Secondly, in a world where fisheries are managed more responsibly it is difficult to imagine an increase in supply in the medium to long run. This means that precious and scarcer marine ingredients need to move from being a commodity to being a highly-specialized ingredient capable of enriching feed diets across the board.

IF: What kind of people does the industry need to face these challenges and take it forward?

EB: To be honest I think the recent developments in the marine ingredients sector have already produced the necessary expertise and professionalization to face and overcome the various challenges ahead. This is a very peculiar industry. Moving in from other sectors is not an easy task and I firmly believe that only those that know the ins and outs of the marine ingredients business can lead the search for solutions.

Having said that, industry leaders are fully aware that people and skill sets of all kinds are needed in a changing world. Already academics, scientists, economists, governments, NGOs, conservationists etc are consulted and involved in the many innovative projects introduced in the marine ingredients industry.

IF: What could current leadership in your sector learn to be better at?

EB: A more collaborative approach from industry leaders on a global scale is needed if we want to increase the value of our products. A lot is being done below the radar by groups/companies working in isolation. IFFO in this sense is acting as a facilitator to bring together the different sides of the industry and start a cooperation that in the end will benefit the sector as a whole.

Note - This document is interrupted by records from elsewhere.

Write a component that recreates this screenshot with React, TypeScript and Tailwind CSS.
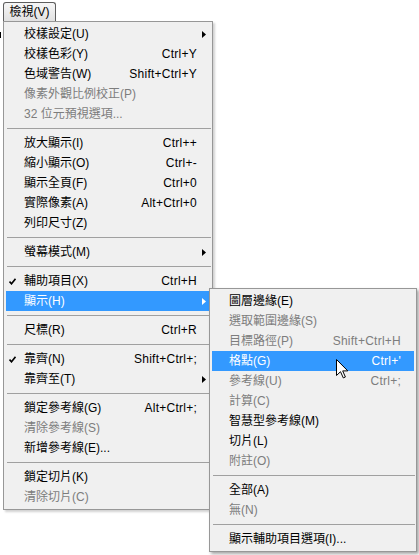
import React from "react";

type Item =
  | { sep: true }
  | {
      sep?: false;
      label: string;
      shortcut?: string;
      disabled?: boolean;
      checked?: boolean;
      sub?: boolean;
      active?: boolean;
    };

const mainItems: Item[] = [
  { label: "校樣設定(U)", sub: true },
  { label: "校樣色彩(Y)", shortcut: "Ctrl+Y" },
  { label: "色域警告(W)", shortcut: "Shift+Ctrl+Y" },
  { label: "像素外觀比例校正(P)", disabled: true },
  { label: "32 位元預視選項...", disabled: true },
  { sep: true },
  { label: "放大顯示(I)", shortcut: "Ctrl++" },
  { label: "縮小顯示(O)", shortcut: "Ctrl+-" },
  { label: "顯示全頁(F)", shortcut: "Ctrl+0" },
  { label: "實際像素(A)", shortcut: "Alt+Ctrl+0" },
  { label: "列印尺寸(Z)" },
  { sep: true },
  { label: "螢幕模式(M)", sub: true },
  { sep: true },
  { label: "輔助項目(X)", shortcut: "Ctrl+H", checked: true },
  { label: "顯示(H)", sub: true, active: true },
  { sep: true },
  { label: "尺標(R)", shortcut: "Ctrl+R" },
  { sep: true },
  { label: "靠齊(N)", shortcut: "Shift+Ctrl+;", checked: true },
  { label: "靠齊至(T)", sub: true },
  { sep: true },
  { label: "鎖定參考線(G)", shortcut: "Alt+Ctrl+;" },
  { label: "清除參考線(S)", disabled: true },
  { label: "新增參考線(E)..." },
  { sep: true },
  { label: "鎖定切片(K)" },
  { label: "清除切片(C)", disabled: true },
];

const subItems: Item[] = [
  { label: "圖層邊緣(E)" },
  { label: "選取範圍邊緣(S)", disabled: true },
  { label: "目標路徑(P)", shortcut: "Shift+Ctrl+H", disabled: true },
  { label: "格點(G)", shortcut: "Ctrl+'", active: true },
  { label: "參考線(U)", shortcut: "Ctrl+;", disabled: true },
  { label: "計算(C)", disabled: true },
  { label: "智慧型參考線(M)" },
  { label: "切片(L)" },
  { label: "附註(O)", disabled: true },
  { sep: true },
  { label: "全部(A)" },
  { label: "無(N)", disabled: true },
  { sep: true },
  { label: "顯示輔助項目選項(I)..." },
];

const Check = ({ color }: { color: string }) => (
  <svg width="7" height="7" viewBox="0 0 7 7">
    <path d="M0.5 3.5 L2.5 5.8 L6.5 0.8" fill="none" stroke={color} strokeWidth="1.6" />
  </svg>
);

const Arrow = ({ color }: { color: string }) => (
  <svg width="4" height="7" viewBox="0 0 4 7">
    <path d="M0 0 L4 3.5 L0 7 Z" fill={color} />
  </svg>
);

const MenuList = ({ items, lead }: { items: Item[]; lead: string }) => (
  <>
    {items.map((it, i) => {
      if (it.sep) {
        return (
          <div key={i} className="flex h-[9px] items-center pl-[3px] pr-[1px]">
            <div className="h-px w-full bg-[#a0a0a0]" />
          </div>
        );
      }
      const color = it.active ? "#ffffff" : it.disabled ? "#7d7d7d" : "#000000";
      return (
        <div
          key={i}
          className={`mx-[2px] flex h-[20px] items-center ${it.active ? "bg-[#3399ff]" : ""}`}
          style={{ color }}
        >
          <div className={`flex ${lead} items-center pl-[3px]`}>
            {it.checked && <Check color={color} />}
          </div>
          <span className="flex-1 whitespace-nowrap">{it.label}</span>
          {it.shortcut && (
            <span className="whitespace-nowrap tracking-[0.25px]">{it.shortcut}</span>
          )}
          <div className="flex w-[13px] justify-end pr-[4px]">
            {it.sub && <Arrow color={color} />}
          </div>
        </div>
      );
    })}
  </>
);

export default function App() {
  return (
    <div
      className="relative h-[555px] w-[419px] overflow-hidden bg-white text-[12px] leading-none text-black"
      style={{ fontFamily: '"Liberation Sans", "Noto Sans CJK TC", sans-serif' }}
    >
      <div className="absolute left-0 top-[32px] h-[6px] w-px bg-black" />

      <div className="pl-[3px] pt-[2px]">
        <div className="flex h-[19px] w-[53px] items-center justify-center rounded-t-[3px] border border-b-0 border-[#5e5e5e] bg-gradient-to-b from-[#f6f6f6] to-[#e1e1e1]">
          檢視(V)
        </div>
      </div>

      <div className="ml-[3px] w-[210px] border border-[#979797] bg-[#f0f0f0] py-[2px] shadow-[2px_2px_2px_rgba(0,0,0,0.18)]">
        <MenuList items={mainItems} lead="w-[18px]" />
      </div>

      <div className="absolute left-[209px] top-[288px] w-[208px] border border-[#979797] bg-[#f0f0f0] py-[2px] shadow-[2px_2px_3px_rgba(0,0,0,0.35)]">
        <MenuList items={subItems} lead="w-[17px]" />
      </div>

      <svg className="absolute left-[336px] top-[359px]" width="13" height="20" viewBox="0 0 13 20">
        <path
          d="M0.5 0.5 L0.5 16.5 L4.5 12.7 L7.3 18.9 L9.4 18 L6.7 11.9 L11.8 11.9 Z"
          fill="#ffffff"
          stroke="#000000"
          strokeWidth="1"
          strokeLinejoin="miter"
        />
      </svg>
    </div>
  );
}
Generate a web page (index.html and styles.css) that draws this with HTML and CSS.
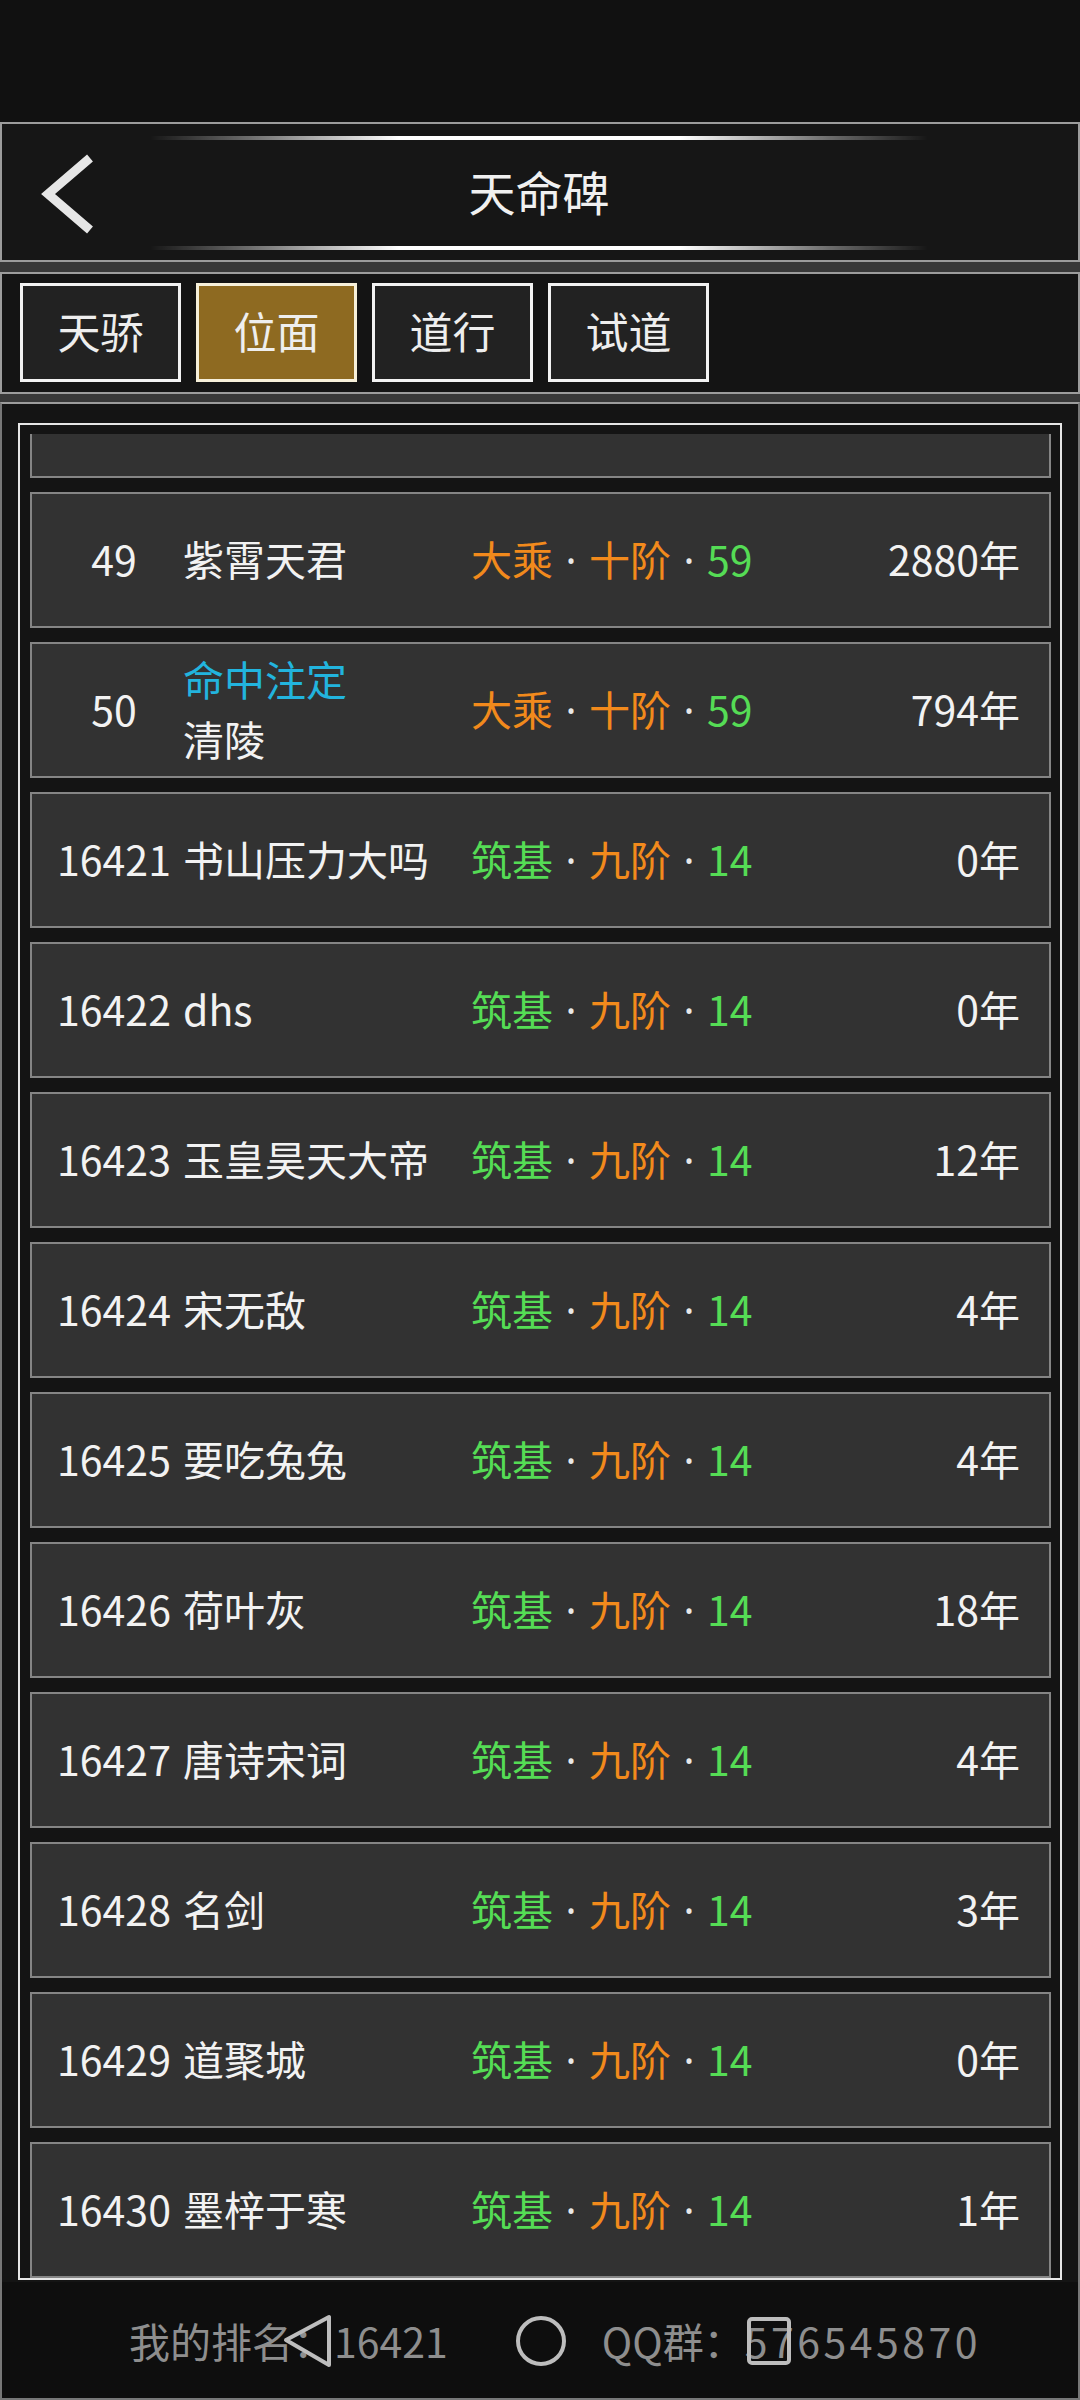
FILE: index.html
```html
<!DOCTYPE html>
<html lang="zh-CN">
<head>
  <meta charset="utf-8">
  <title>天命碑</title>
  <link rel="stylesheet" href="styles.css">
</head>
<body>
  <div class="statusBar"></div>

  <div class="header">
    <div class="backBtn">
      <svg width="60" height="90" viewBox="0 0 60 90">
        <polyline points="50,7 8,43 50,79" fill="none" stroke="#e6e6e6" stroke-width="9" stroke-linejoin="miter"/>
      </svg>
    </div>
    <div class="titleCol">
      <div class="glow"></div>
      <h1>天命碑</h1>
      <div class="glow"></div>
    </div>
  </div>

  <div class="strip"></div>

  <div class="tabBar">
    <div class="tab">天骄</div>
    <div class="tab active">位面</div>
    <div class="tab">道行</div>
    <div class="tab">试道</div>
  </div>

  <div class="strip short"></div>

  <div class="board">
    <div class="frame">
      <div class="viewport">
        <div class="list">
          <div class="row"></div>
          <div class="row">
            <span class="rank">49</span>
            <span class="name">紫霄天君</span>
            <span class="realm"><em class="o">大乘</em><span class="dot">·</span><em class="o">十阶</em><span class="dot">·</span><em class="g">59</em></span>
            <span class="years">2880年</span>
          </div>
          <div class="row">
            <span class="rank">50</span>
            <span class="name"><span class="title">命中注定</span><br>清陵</span>
            <span class="realm"><em class="o">大乘</em><span class="dot">·</span><em class="o">十阶</em><span class="dot">·</span><em class="g">59</em></span>
            <span class="years">794年</span>
          </div>
          <div class="row">
            <span class="rank">16421</span>
            <span class="name">书山压力大吗</span>
            <span class="realm"><em class="g">筑基</em><span class="dot">·</span><em class="o">九阶</em><span class="dot">·</span><em class="g">14</em></span>
            <span class="years">0年</span>
          </div>
          <div class="row">
            <span class="rank">16422</span>
            <span class="name">dhs</span>
            <span class="realm"><em class="g">筑基</em><span class="dot">·</span><em class="o">九阶</em><span class="dot">·</span><em class="g">14</em></span>
            <span class="years">0年</span>
          </div>
          <div class="row">
            <span class="rank">16423</span>
            <span class="name">玉皇昊天大帝</span>
            <span class="realm"><em class="g">筑基</em><span class="dot">·</span><em class="o">九阶</em><span class="dot">·</span><em class="g">14</em></span>
            <span class="years">12年</span>
          </div>
          <div class="row">
            <span class="rank">16424</span>
            <span class="name">宋无敌</span>
            <span class="realm"><em class="g">筑基</em><span class="dot">·</span><em class="o">九阶</em><span class="dot">·</span><em class="g">14</em></span>
            <span class="years">4年</span>
          </div>
          <div class="row">
            <span class="rank">16425</span>
            <span class="name">要吃兔兔</span>
            <span class="realm"><em class="g">筑基</em><span class="dot">·</span><em class="o">九阶</em><span class="dot">·</span><em class="g">14</em></span>
            <span class="years">4年</span>
          </div>
          <div class="row">
            <span class="rank">16426</span>
            <span class="name">荷叶灰</span>
            <span class="realm"><em class="g">筑基</em><span class="dot">·</span><em class="o">九阶</em><span class="dot">·</span><em class="g">14</em></span>
            <span class="years">18年</span>
          </div>
          <div class="row">
            <span class="rank">16427</span>
            <span class="name">唐诗宋词</span>
            <span class="realm"><em class="g">筑基</em><span class="dot">·</span><em class="o">九阶</em><span class="dot">·</span><em class="g">14</em></span>
            <span class="years">4年</span>
          </div>
          <div class="row">
            <span class="rank">16428</span>
            <span class="name">名剑</span>
            <span class="realm"><em class="g">筑基</em><span class="dot">·</span><em class="o">九阶</em><span class="dot">·</span><em class="g">14</em></span>
            <span class="years">3年</span>
          </div>
          <div class="row">
            <span class="rank">16429</span>
            <span class="name">道聚城</span>
            <span class="realm"><em class="g">筑基</em><span class="dot">·</span><em class="o">九阶</em><span class="dot">·</span><em class="g">14</em></span>
            <span class="years">0年</span>
          </div>
          <div class="row">
            <span class="rank">16430</span>
            <span class="name">墨梓于寒</span>
            <span class="realm"><em class="g">筑基</em><span class="dot">·</span><em class="o">九阶</em><span class="dot">·</span><em class="g">14</em></span>
            <span class="years">1年</span>
          </div>
        </div>
      </div>
    </div>
  </div>

  <div class="footer">
    <span>我的排名：16421</span>
    <span>QQ群：<span class="qqNum">576545870</span></span>
    <svg class="navKeys" width="1080" height="118" viewBox="0 0 1080 118">
      <polygon points="286,58 329,35 329,83" fill="none" stroke="#bdbdbd" stroke-width="4" stroke-linejoin="round"/>
      <circle cx="541" cy="59" r="23" fill="none" stroke="#bdbdbd" stroke-width="4"/>
      <rect x="749" y="37" width="40" height="44" rx="3" fill="none" stroke="#bdbdbd" stroke-width="4"/>
    </svg>
  </div>
</body>
</html>
```

FILE: styles.css
```css
body {
  background-color: #111111;
  color: #eeeeee;
  font-family: "Noto Sans CJK SC", "Noto Sans", sans-serif;
  margin: 0;
  padding: 0;
  width: 1080px;
}

.statusBar {
  height: 122px;
  background-color: #111111;
}

.header {
  background-color: #161616;
  border: 2px solid #9c9c9c;
  display: grid;
  grid-template-columns: 147px 780px 1fr;
  height: 136px;
}

.backBtn {
  padding: 27px 0 0 38px;
}

.titleCol {
  display: flex;
  flex-direction: column;
  align-items: stretch;
  padding: 12px 0 10px;
}

.glow {
  height: 4px;
  background-image: linear-gradient(90deg, rgba(255,255,255,0), rgba(255,255,255,0.35) 12%, #ffffff 32%, #ffffff 68%, rgba(255,255,255,0.35) 88%, rgba(255,255,255,0));
  filter: blur(0.6px);
}

h1 {
  flex: 1;
  margin: 0;
  padding-bottom: 5px;
  font-size: 47px;
  font-weight: normal;
  color: #f0f0f0;
  display: flex;
  align-items: center;
  justify-content: center;
}

.strip {
  height: 10px;
  background-color: #383838;
}

.strip.short {
  height: 8px;
}

.tabBar {
  background-color: #141414;
  border: 2px solid #9c9c9c;
  display: flex;
  gap: 15px;
  padding: 9px 18px 10px;
}

.tab {
  background-color: #222222;
  border: 3px solid #f2f2f2;
  box-sizing: border-box;
  width: 161px;
  height: 99px;
  padding-bottom: 5px;
  font-size: 43px;
  color: #eeeeee;
  display: flex;
  align-items: center;
  justify-content: center;
}

.tab.active {
  background-color: #8e6a21;
  border-color: #f7f0da;
}

.board {
  background-color: #141414;
  border-top: 2px solid #9c9c9c;
  border-left: 2px solid #777777;
  border-right: 2px solid #777777;
  padding: 19px 16px 2px;
}

.frame {
  border: 2px solid #e6e6e6;
  padding: 9px 9px 0 10px;
}

.viewport {
  height: 1844px;
  overflow: hidden;
}

.list {
  margin-top: -92px;
  display: flex;
  flex-direction: column;
  gap: 14px;
}

.row {
  background-color: #323232;
  border: 2px solid #858585;
  box-sizing: border-box;
  height: 136px;
  display: flex;
  align-items: center;
  padding: 0 29px 5px 20px;
  font-size: 41px;
  color: #f2f2f2;
}

.rank {
  width: 124px;
  text-align: center;
  flex-shrink: 0;
}

.name {
  width: 288px;
  margin-left: 7px;
  flex-shrink: 0;
  line-height: 60px;
  white-space: nowrap;
}

.title {
  color: #22b4de;
}

.realm {
  flex: 1;
  white-space: nowrap;
  color: #e8e8e8;
}

.dot {
  display: inline-block;
  width: 36px;
  text-align: center;
  font-family: "Noto Sans", sans-serif;
}

em {
  font-style: normal;
}

.o {
  color: #f28a1c;
}

.g {
  color: #55dc55;
}

.years {
  text-align: right;
  white-space: nowrap;
}

.footer {
  position: relative;
  background-color: #0e0e0e;
  border-left: 2px solid #777777;
  border-right: 2px solid #777777;
  border-bottom: 2px solid #777777;
  box-sizing: border-box;
  height: 118px;
  display: flex;
  align-items: center;
  gap: 154px;
  padding-left: 127px;
  font-size: 41px;
  color: #8e8e8e;
}

.qqNum {
  letter-spacing: 3.5px;
}

.navKeys {
  position: absolute;
  left: -2px;
  top: 0;
}
```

IF: What is the perception of the seafood industry as a career choice amongst younger people, do you think?

EB: I think the general perception among youngsters is still of an unglamorous and unsexy working environment. But that’s probably because they can only imagine traditional roles in sales and marketing, ignoring the variety of roles and opportunities in research & development and corporate social responsibility, just to name a few.

The global nature of the marine ingredients industry is also often overlooked, leading many young people to shun the opportunity to engage in a job that implies traveling the world.

Obviously there are differences from country to country. In big producing countries such as Peru and the Scandinavian countries our industry is already much more respected and sought-after nowadays.

IF: What is the single best piece of career advice you have ever received?

EB: I was taught by my parents that I should always listen to those with more experience than me, and that is why I can recall many important pieces of career advice over the years. But if I had to choose one it would probably be that one has really done a good job only when one has prepared somebody else to replace him the day he leaves/retires. Luckily it’s still early for me to worry about my successor, but I already know what I have to do in the long run.

IF: What would you being doing professionally if you weren't in your current role?​​

EB: I guess I would have looked for a similar position in another commodity market. Or maybe not. I’m just so happy to be where I am that my focus is on giving my contribution to take my organization and the industry forward.